Modern data-driven businesses need to rely on the power of three

This is a guest blogpost by James Petter, VP International at Pure Storage.

How many of us have grown up learning the fable about the three little pigs? Or before then, the three wise men? The power of three is largely recognised as the smallest number that allows us to remember a pattern in a set – think Location, Location, Location, or more recently Hands. Face. Space.

But what does this have to do with how modern businesses should run? Organisations are under relentless pressure to make decisions faster, execute quicker, and more importantly pivot at a quick pace if required. In tandem, the last 22 months have demonstrated the need to think digital-first in an effort to be future-ready and more resilient than ever before.

Amidst the pressure, it’s IT infrastructure and data storage that have taken centre stage. IT leaders have realised that agile, scalable, invisible data services are the three core pillars behind competitive business operations, while ensuring they can innovate and automate at the speed customers demand, and on the infrastructure the business chooses.

Here’s why those power-of-three are fundamental to any business looking to position themselves as a modern and data-driven leader:

  1. Embracing an agile (data) mindset

So often categorised under the banner of digital transformation, agility is moving out of its shadow to very quickly become its own marker of a business at the edge of innovation. Yet it’s important that businesses resist the temptation to run before they can walk. Too often agile excellence is a soundbite in the boardroom, before the realisation that the appropriate infrastructure isn’t in place to deliver.
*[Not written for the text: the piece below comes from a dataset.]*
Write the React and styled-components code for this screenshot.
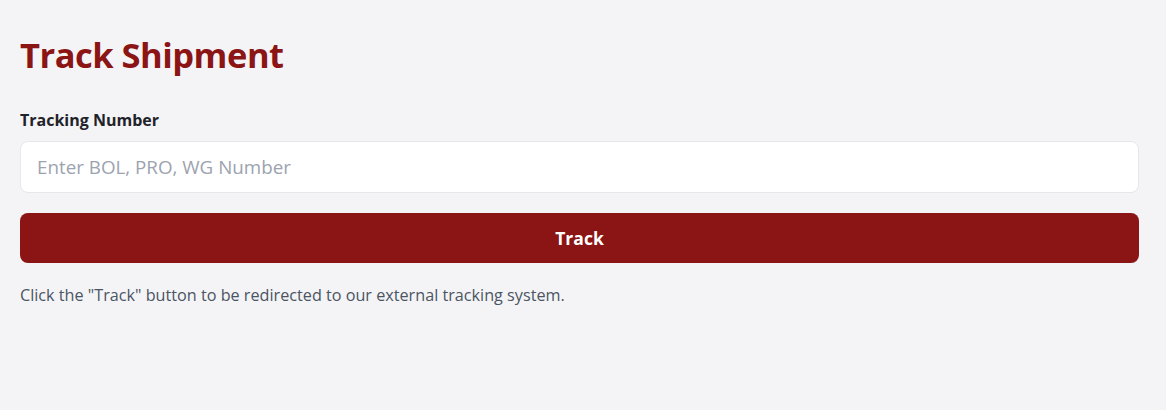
import styled, { createGlobalStyle } from 'styled-components';
import { useState } from 'react';

const GlobalStyle = createGlobalStyle`
  body {
    margin: 0;
    background: #f4f4f6;
    font-family: "Open Sans", "Noto Sans", sans-serif;
  }
`;

const TrackShipment = () => {
  const [number, setNumber] = useState('');

  return (
    <Page>
      <Title>Track Shipment</Title>
      <Label htmlFor="tracking">Tracking Number</Label>
      <Input
        id="tracking"
        value={number}
        onChange={e => setNumber(e.target.value)}
        placeholder="Enter BOL, PRO, WG Number"
      />
      <TrackButton>Track</TrackButton>
      <Note>Click the "Track" button to be redirected to our external tracking system.</Note>
    </Page>
  )
}

export default function App() {
  return (
    <>
      <GlobalStyle />
      <TrackShipment />
    </>
  )
}

const Page = styled.div`
  box-sizing: border-box;
  width: 1159px;
  height: 410px;
  padding: 27px 20px 20px 20px;
  display: flex;
  flex-direction: column;
`;

const Title = styled.h1`
  margin: 0 0 26px 0;
  font-size: 34.5px;
  line-height: 56px;
  font-weight: 700;
  color: #8b1414;
  letter-spacing: -0.5px;
`;

const Label = styled.label`
  font-size: 16px;
  line-height: 22px;
  font-weight: 700;
  color: #1f2329;
  margin-bottom: 10px;
`;

const Input = styled.input`
  box-sizing: border-box;
  height: 52px;
  width: 100%;
  padding: 0 16px;
  border: 1px solid #e5e7eb;
  border-radius: 8px;
  background: #fff;
  font-family: inherit;
  font-size: 18.8px;
  color: #1f2329;
  outline: none;

  &::placeholder {
    color: #9ca3af;
  }
`;

const TrackButton = styled.button`
  margin-top: 20px;
  height: 50px;
  width: 100%;
  border: none;
  border-radius: 8px;
  background: #8b1414;
  color: #fff;
  font-family: inherit;
  font-size: 17.5px;
  font-weight: 700;
  cursor: pointer;
`;

const Note = styled.p`
  margin: 21px 0 0 0;
  font-size: 16.2px;
  line-height: 22px;
  color: #4b5563;
`;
According to IDC, across Europe 90% of CEOs now view organisational agility as critical but overestimate their own capabilities. Fundamentally, it’s the IT hardware, the data it processes and the software that manages this which enable a business to move fast, be resilient to new challenges and make smarter decisions. Yet, the lingering influence of legacy equipment leads many to struggle to meet modern application delivery requirements which could drive the business forwards.

Understanding how data storage can be adaptable to modern applications while ensuring access, provisioning and management is a signpost for business agility. Businesses should look towards those platforms that combine the speed and elasticity of the cloud with the performance and reliability of hardware to power innovative applications and keep key decision-makers informed with real-time, accurate data insights. That’s how organisations can embody agile principles.

  1. Scalability as your growth partner

As the ability to develop and integrate business applications at speed becomes a key commercial battleground, IT leaders cannot afford to let issues with scalability or provisioning get in the way of results. In fact, today’s data-driven business should be solely focused on IT outcomes, backed by confidence in automated, scalable infrastructure.

Moreover, with projections from IDC showing that 80% of worldwide data will be unstructured by 2025, enterprise storage must evolve to deliver a cloud-like operating model that gives organisations the flexibility to store and scale at speed, no matter where their data resides. The logical progression of this is to flexibly pay for solutions as they are needed and also ensure services are in place to support an organisation’s wider needs. This will enable leaders to remain responsive to the evolving needs of the business, be sensitive to customer demands and keep them one step ahead of the competitors.

As a form of best practice, leaders should look towards platforms that can unify different arrays and optimise storage pools on demand. Why? Users can rapidly consume volumes, file systems and advanced data services like replication without waiting for back-end manual work, taking performance, density and data availability to new levels. This automated approach provides complete peace-of-mind in delivering simplicity across different storage environments, be it on-premise, hybrid or cloud-first, and enables leaders to concentrate on those all-important strategic outcomes.

  1. A purely invisible IT estate

We might be in 2022, but for many IT leaders, operations can still be stuck in the 1990s. Even as the emphasis on technology shifts from service to value delivery, research shows that more than half (55%) of the IT budget is spent on maintaining business operations with just 19% going towards building innovative new capabilities. In clipping the wings of the technology department like this, organisations will not be able to build a data-driven operational model that will keep them competitive.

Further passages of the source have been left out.